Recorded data
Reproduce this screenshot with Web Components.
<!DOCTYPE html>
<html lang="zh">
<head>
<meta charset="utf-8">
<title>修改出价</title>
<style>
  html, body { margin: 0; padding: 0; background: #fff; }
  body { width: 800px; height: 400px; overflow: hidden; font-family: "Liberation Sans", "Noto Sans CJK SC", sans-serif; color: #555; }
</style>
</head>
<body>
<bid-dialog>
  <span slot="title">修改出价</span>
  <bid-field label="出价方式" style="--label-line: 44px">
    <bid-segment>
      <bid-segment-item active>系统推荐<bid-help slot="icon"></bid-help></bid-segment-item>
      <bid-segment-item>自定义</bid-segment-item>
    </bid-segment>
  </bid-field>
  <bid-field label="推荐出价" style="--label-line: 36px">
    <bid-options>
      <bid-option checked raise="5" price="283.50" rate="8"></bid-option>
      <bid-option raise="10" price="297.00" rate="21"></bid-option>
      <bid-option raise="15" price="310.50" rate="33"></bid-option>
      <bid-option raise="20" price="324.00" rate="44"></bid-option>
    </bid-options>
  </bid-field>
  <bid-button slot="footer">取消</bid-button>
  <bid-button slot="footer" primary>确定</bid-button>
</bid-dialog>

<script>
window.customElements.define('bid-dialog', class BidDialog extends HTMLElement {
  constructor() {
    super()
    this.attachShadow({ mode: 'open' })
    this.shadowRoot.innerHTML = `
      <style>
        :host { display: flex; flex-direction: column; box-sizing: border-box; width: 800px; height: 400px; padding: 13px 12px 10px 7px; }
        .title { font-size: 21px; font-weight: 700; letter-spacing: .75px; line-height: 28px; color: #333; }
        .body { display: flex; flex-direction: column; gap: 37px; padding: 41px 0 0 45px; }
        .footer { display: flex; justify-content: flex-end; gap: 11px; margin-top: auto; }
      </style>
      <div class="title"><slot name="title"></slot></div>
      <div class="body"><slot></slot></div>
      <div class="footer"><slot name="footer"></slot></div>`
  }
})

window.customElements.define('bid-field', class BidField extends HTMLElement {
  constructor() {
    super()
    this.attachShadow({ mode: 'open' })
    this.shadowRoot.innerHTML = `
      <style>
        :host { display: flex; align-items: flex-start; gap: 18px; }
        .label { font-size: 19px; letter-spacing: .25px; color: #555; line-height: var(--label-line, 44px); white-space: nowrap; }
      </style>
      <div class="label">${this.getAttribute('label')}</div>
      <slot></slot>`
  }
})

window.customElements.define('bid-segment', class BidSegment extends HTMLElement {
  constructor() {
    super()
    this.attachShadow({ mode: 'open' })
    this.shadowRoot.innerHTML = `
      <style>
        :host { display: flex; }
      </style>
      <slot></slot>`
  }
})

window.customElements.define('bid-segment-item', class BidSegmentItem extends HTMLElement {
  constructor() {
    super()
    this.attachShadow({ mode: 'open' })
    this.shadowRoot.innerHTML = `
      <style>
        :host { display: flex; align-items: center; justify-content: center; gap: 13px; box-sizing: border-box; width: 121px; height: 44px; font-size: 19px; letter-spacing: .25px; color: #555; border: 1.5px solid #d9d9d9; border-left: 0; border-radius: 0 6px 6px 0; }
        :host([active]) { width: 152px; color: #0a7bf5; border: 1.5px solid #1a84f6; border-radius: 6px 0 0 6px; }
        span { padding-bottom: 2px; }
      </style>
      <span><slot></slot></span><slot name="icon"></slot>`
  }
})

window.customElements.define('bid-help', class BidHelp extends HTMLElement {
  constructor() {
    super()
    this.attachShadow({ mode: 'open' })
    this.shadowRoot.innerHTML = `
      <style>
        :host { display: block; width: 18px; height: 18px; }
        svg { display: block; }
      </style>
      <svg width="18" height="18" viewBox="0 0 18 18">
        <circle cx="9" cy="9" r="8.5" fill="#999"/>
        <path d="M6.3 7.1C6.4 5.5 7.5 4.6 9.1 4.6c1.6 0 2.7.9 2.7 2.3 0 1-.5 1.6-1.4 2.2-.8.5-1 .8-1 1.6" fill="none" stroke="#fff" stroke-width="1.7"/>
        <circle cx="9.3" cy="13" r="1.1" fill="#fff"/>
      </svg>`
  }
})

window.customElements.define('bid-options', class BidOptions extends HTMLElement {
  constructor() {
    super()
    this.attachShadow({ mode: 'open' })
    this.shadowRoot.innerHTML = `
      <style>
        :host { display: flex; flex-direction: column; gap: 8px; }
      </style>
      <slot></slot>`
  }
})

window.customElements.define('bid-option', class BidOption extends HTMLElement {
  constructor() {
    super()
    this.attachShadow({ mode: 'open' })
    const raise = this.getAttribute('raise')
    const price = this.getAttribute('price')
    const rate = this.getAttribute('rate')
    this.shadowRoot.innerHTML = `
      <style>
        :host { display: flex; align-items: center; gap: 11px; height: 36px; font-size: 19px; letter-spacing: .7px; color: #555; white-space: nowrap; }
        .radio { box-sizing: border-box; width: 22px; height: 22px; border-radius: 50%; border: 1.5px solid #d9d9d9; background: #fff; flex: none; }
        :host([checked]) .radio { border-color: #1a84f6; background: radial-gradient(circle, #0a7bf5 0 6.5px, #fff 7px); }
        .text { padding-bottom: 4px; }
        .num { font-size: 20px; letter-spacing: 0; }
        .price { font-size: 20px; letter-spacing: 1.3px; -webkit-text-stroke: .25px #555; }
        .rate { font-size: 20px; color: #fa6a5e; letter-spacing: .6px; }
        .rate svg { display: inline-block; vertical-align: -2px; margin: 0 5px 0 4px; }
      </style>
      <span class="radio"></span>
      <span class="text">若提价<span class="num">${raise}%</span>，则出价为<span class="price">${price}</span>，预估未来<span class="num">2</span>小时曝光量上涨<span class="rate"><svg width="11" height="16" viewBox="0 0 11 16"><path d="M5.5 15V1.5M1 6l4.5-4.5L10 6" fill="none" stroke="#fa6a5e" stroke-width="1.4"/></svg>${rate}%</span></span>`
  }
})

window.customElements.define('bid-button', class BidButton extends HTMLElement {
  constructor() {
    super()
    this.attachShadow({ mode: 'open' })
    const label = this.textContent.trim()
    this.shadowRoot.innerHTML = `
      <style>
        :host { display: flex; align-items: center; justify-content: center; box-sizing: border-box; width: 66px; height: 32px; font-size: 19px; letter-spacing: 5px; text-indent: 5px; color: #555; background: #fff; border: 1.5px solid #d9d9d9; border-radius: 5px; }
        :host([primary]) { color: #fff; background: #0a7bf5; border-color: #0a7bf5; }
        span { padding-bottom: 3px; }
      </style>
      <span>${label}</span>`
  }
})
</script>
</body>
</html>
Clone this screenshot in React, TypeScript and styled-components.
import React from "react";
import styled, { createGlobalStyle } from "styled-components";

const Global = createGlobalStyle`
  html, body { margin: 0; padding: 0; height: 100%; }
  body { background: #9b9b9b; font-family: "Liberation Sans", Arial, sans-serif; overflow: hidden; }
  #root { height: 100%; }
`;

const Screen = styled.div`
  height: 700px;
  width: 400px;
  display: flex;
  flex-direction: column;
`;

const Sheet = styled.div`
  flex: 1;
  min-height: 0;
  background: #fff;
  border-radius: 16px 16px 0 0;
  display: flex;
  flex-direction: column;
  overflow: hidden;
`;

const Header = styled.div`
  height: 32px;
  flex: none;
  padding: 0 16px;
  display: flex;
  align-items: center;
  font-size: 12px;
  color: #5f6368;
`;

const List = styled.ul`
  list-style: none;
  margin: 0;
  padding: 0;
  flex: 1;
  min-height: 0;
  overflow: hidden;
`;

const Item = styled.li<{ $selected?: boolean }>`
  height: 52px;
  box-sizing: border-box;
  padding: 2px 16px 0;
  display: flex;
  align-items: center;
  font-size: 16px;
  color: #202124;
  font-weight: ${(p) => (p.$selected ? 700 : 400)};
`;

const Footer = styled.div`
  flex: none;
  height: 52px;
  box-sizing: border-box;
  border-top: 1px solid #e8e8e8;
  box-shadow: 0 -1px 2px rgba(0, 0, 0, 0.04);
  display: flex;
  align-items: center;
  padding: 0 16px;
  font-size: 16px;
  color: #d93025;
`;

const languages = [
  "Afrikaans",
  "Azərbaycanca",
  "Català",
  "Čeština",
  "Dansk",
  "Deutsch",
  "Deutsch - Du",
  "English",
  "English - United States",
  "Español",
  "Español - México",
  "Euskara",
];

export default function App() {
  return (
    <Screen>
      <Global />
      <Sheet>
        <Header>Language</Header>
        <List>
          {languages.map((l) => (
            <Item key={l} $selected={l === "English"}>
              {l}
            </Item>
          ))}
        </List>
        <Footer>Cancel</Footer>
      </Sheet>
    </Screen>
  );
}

» WHAT TO PRODUCE
Your task is to list each line of the records with the word "styled".

» RESPONSE
Clone this screenshot in React, TypeScript and styled-components.
import styled, { createGlobalStyle } from "styled-components";
const Screen = styled.div`
const Sheet = styled.div`
const Header = styled.div`
const List = styled.ul`
const Item = styled.li<{ $selected?: boolean }>`
const Footer = styled.div`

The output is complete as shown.